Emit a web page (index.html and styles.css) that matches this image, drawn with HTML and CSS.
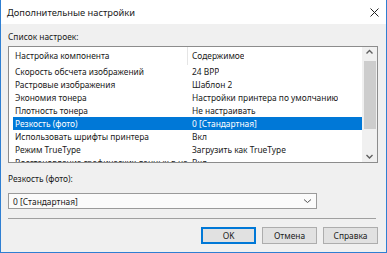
FILE: index.html
```html
<!DOCTYPE html>
<html lang="ru">

<head>
    <meta charset="UTF-8">
    <title>Дополнительные настройки</title>
    <link rel="stylesheet" href="styles.css">
</head>

<body>
    <div class="window">
        <div class="titlebar">
            <span class="title">Дополнительные настройки</span>
            <svg class="close" width="9" height="9" viewBox="0 0 9 9">
                <path d="M0.5 0.5 L8.5 8.5 M8.5 0.5 L0.5 8.5" stroke="#222" stroke-width="1" fill="none" />
            </svg>
        </div>

        <div class="content">
            <div class="label">Список настроек:</div>

            <div class="listbox">
                <div class="list">
                    <div class="list-head">
                        <span class="col-name">Настройка компонента</span>
                        <span class="col-value">Содержимое</span>
                    </div>
                    <div class="row"><span class="col-name">Скорость обсчета изображений</span><span class="col-value">24 BPP</span></div>
                    <div class="row"><span class="col-name">Растровые изображения</span><span class="col-value">Шаблон 2</span></div>
                    <div class="row"><span class="col-name">Экономия тонера</span><span class="col-value">Настройки принтера по умолчанию</span></div>
                    <div class="row"><span class="col-name">Плотность тонера</span><span class="col-value">Не настраивать</span></div>
                    <div class="row selected"><span class="col-name">Резкость (фото)</span><span class="col-value">0 [Стандартная]</span></div>
                    <div class="row"><span class="col-name">Использовать шрифты принтера</span><span class="col-value">Вкл</span></div>
                    <div class="row"><span class="col-name">Режим TrueType</span><span class="col-value">Загрузить как TrueType</span></div>
                    <div class="row"><span class="col-name">Восстановление графических данных в негативе</span><span class="col-value">Вкл</span></div>
                </div>
                <div class="scrollbar">
                    <svg class="arrow" width="15" height="11" viewBox="0 0 15 11">
                        <path d="M4.5 6.5 L7.5 3.5 L10.5 6.5" stroke="#606060" stroke-width="1.4" fill="none" />
                    </svg>
                    <div class="thumb"></div>
                    <div class="track"></div>
                    <svg class="arrow" width="15" height="11" viewBox="0 0 15 11">
                        <path d="M4.5 4 L7.5 7 L10.5 4" stroke="#606060" stroke-width="1.4" fill="none" />
                    </svg>
                </div>
            </div>

            <div class="label label-gap">Резкость (фото):</div>

            <div class="combo">
                <span>0 [Стандартная]</span>
                <svg width="9" height="6" viewBox="0 0 9 6">
                    <path d="M1 1.5 L4.5 4.5 L8 1.5" stroke="#555" stroke-width="1" fill="none" />
                </svg>
            </div>

            <div class="separator"></div>

            <div class="buttons">
                <button class="btn btn-default">OK</button>
                <button class="btn">Отмена</button>
                <button class="btn">Справка</button>
            </div>
        </div>
    </div>
</body>

</html>
```

FILE: styles.css
```css
body {
    margin: 0;
    font-family: "Noto Sans", "Liberation Sans", sans-serif;
    font-size: 8.4px;
    color: #1a1a1a;
}

.window {
    width: 387px;
    height: 253px;
    box-sizing: border-box;
    border: 1px solid #2f7fd2;
    border-top: none;
    background: #f0f0f0;
    display: flex;
    flex-direction: column;
}

.titlebar {
    height: 24px;
    background: #fff;
    display: flex;
    align-items: center;
    justify-content: space-between;
    padding: 0 7px 0 6px;
}

.title {
    font-size: 9.3px;
}

.content {
    padding: 7px 8px 0 7px;
}

.label {
    height: 12px;
    line-height: 12px;
}

.label-gap {
    margin-top: 10px;
}

/* list of settings */
.listbox {
    margin-top: 3px;
    height: 117px;
    box-sizing: border-box;
    border: 1px solid #8c8c8c;
    background: #fff;
    display: flex;
    overflow: hidden;
}

.list {
    flex: 1;
    padding-left: 4px;
    overflow: hidden;
}

.list-head,
.row {
    display: flex;
    white-space: nowrap;
}

.list-head {
    height: 18px;
    line-height: 18px;
}

.list-head .col-name {
    border-right: 1px solid #e5e5e5;
}

.row {
    height: 13px;
    line-height: 13px;
}

.col-name {
    width: 175px;
    flex: none;
    padding-left: 2px;
    box-sizing: border-box;
    overflow: hidden;
}

.col-value {
    padding-left: 4px;
    overflow: hidden;
}

.row.selected {
    background: #0078d7;
    color: #fff;
}

.scrollbar {
    width: 15px;
    flex: none;
    background: #f0f0f0;
    display: flex;
    flex-direction: column;
}

.arrow {
    display: block;
}

.thumb {
    height: 68px;
    margin: 3px 1px 0 2px;
    background: #cdcdcd;
}

.track {
    flex: 1;
}

/* dropdown */
.combo {
    margin-top: 8px;
    width: 309px;
    height: 16px;
    box-sizing: border-box;
    border: 1px solid #9a9a9a;
    background: #fbfbfb;
    display: flex;
    align-items: center;
    justify-content: space-between;
    padding: 0 4px 0 4px;
}

.separator {
    margin-top: 9px;
    height: 1px;
    background: #a0a0a0;
    margin-right: 2px;
}

.buttons {
    margin-top: 8px;
    display: flex;
    justify-content: flex-end;
    gap: 6px;
}

.btn {
    width: 55px;
    height: 17px;
    box-sizing: border-box;
    border: 1px solid #adadad;
    background: #e1e1e1;
    font-family: inherit;
    font-size: 8.4px;
    color: #1a1a1a;
    padding: 0;
}

.btn-default {
    border: 1px solid #0078d7;
    box-shadow: inset 0 0 0 1px #0078d7;
}
```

=====

_Exercise brief_
Set down the complete material exactly, but do not include the images.

_Exercise solution_
Emit a web page (index.html and styles.css) that matches this image, drawn with HTML and CSS.
FILE: index.html
```html
<!DOCTYPE html>
<html lang="ru">

<head>
    <meta charset="UTF-8">
    <title>Дополнительные настройки</title>
    <link rel="stylesheet" href="styles.css">
</head>

<body>
    <div class="window">
        <div class="titlebar">
            <span class="title">Дополнительные настройки</span>
            <svg class="close" width="9" height="9" viewBox="0 0 9 9">
                <path d="M0.5 0.5 L8.5 8.5 M8.5 0.5 L0.5 8.5" stroke="#222" stroke-width="1" fill="none" />
            </svg>
        </div>

        <div class="content">
            <div class="label">Список настроек:</div>

            <div class="listbox">
                <div class="list">
                    <div class="list-head">
                        <span class="col-name">Настройка компонента</span>
                        <span class="col-value">Содержимое</span>
                    </div>
                    <div class="row"><span class="col-name">Скорость обсчета изображений</span><span class="col-value">24 BPP</span></div>
                    <div class="row"><span class="col-name">Растровые изображения</span><span class="col-value">Шаблон 2</span></div>
                    <div class="row"><span class="col-name">Экономия тонера</span><span class="col-value">Настройки принтера по умолчанию</span></div>
                    <div class="row"><span class="col-name">Плотность тонера</span><span class="col-value">Не настраивать</span></div>
                    <div class="row selected"><span class="col-name">Резкость (фото)</span><span class="col-value">0 [Стандартная]</span></div>
                    <div class="row"><span class="col-name">Использовать шрифты принтера</span><span class="col-value">Вкл</span></div>
                    <div class="row"><span class="col-name">Режим TrueType</span><span class="col-value">Загрузить как TrueType</span></div>
                    <div class="row"><span class="col-name">Восстановление графических данных в негативе</span><span class="col-value">Вкл</span></div>
                </div>
                <div class="scrollbar">
                    <svg class="arrow" width="15" height="11" viewBox="0 0 15 11">
                        <path d="M4.5 6.5 L7.5 3.5 L10.5 6.5" stroke="#606060" stroke-width="1.4" fill="none" />
                    </svg>
                    <div class="thumb"></div>
                    <div class="track"></div>
                    <svg class="arrow" width="15" height="11" viewBox="0 0 15 11">
                        <path d="M4.5 4 L7.5 7 L10.5 4" stroke="#606060" stroke-width="1.4" fill="none" />
                    </svg>
                </div>
            </div>

            <div class="label label-gap">Резкость (фото):</div>

            <div class="combo">
                <span>0 [Стандартная]</span>
                <svg width="9" height="6" viewBox="0 0 9 6">
                    <path d="M1 1.5 L4.5 4.5 L8 1.5" stroke="#555" stroke-width="1" fill="none" />
                </svg>
            </div>

            <div class="separator"></div>

            <div class="buttons">
                <button class="btn btn-default">OK</button>
                <button class="btn">Отмена</button>
                <button class="btn">Справка</button>
            </div>
        </div>
    </div>
</body>

</html>
```

FILE: styles.css
```css
body {
    margin: 0;
    font-family: "Noto Sans", "Liberation Sans", sans-serif;
    font-size: 8.4px;
    color: #1a1a1a;
}

.window {
    width: 387px;
    height: 253px;
    box-sizing: border-box;
    border: 1px solid #2f7fd2;
    border-top: none;
    background: #f0f0f0;
    display: flex;
    flex-direction: column;
}

.titlebar {
    height: 24px;
    background: #fff;
    display: flex;
    align-items: center;
    justify-content: space-between;
    padding: 0 7px 0 6px;
}

.title {
    font-size: 9.3px;
}

.content {
    padding: 7px 8px 0 7px;
}

.label {
    height: 12px;
    line-height: 12px;
}

.label-gap {
    margin-top: 10px;
}

/* list of settings */
.listbox {
    margin-top: 3px;
    height: 117px;
    box-sizing: border-box;
    border: 1px solid #8c8c8c;
    background: #fff;
    display: flex;
    overflow: hidden;
}

.list {
    flex: 1;
    padding-left: 4px;
    overflow: hidden;
}

.list-head,
.row {
    display: flex;
    white-space: nowrap;
}

.list-head {
    height: 18px;
    line-height: 18px;
}

.list-head .col-name {
    border-right: 1px solid #e5e5e5;
}

.row {
    height: 13px;
    line-height: 13px;
}

.col-name {
    width: 175px;
    flex: none;
    padding-left: 2px;
    box-sizing: border-box;
    overflow: hidden;
}

.col-value {
    padding-left: 4px;
    overflow: hidden;
}

.row.selected {
    background: #0078d7;
    color: #fff;
}

.scrollbar {
    width: 15px;
    flex: none;
    background: #f0f0f0;
    display: flex;
    flex-direction: column;
}

.arrow {
    display: block;
}

.thumb {
    height: 68px;
    margin: 3px 1px 0 2px;
    background: #cdcdcd;
}

.track {
    flex: 1;
}

/* dropdown */
.combo {
    margin-top: 8px;
    width: 309px;
    height: 16px;
    box-sizing: border-box;
    border: 1px solid #9a9a9a;
    background: #fbfbfb;
    display: flex;
    align-items: center;
    justify-content: space-between;
    padding: 0 4px 0 4px;
}

.separator {
    margin-top: 9px;
    height: 1px;
    background: #a0a0a0;
    margin-right: 2px;
}

.buttons {
    margin-top: 8px;
    display: flex;
    justify-content: flex-end;
    gap: 6px;
}

.btn {
    width: 55px;
    height: 17px;
    box-sizing: border-box;
    border: 1px solid #adadad;
    background: #e1e1e1;
    font-family: inherit;
    font-size: 8.4px;
    color: #1a1a1a;
    padding: 0;
}

.btn-default {
    border: 1px solid #0078d7;
    box-shadow: inset 0 0 0 1px #0078d7;
}
```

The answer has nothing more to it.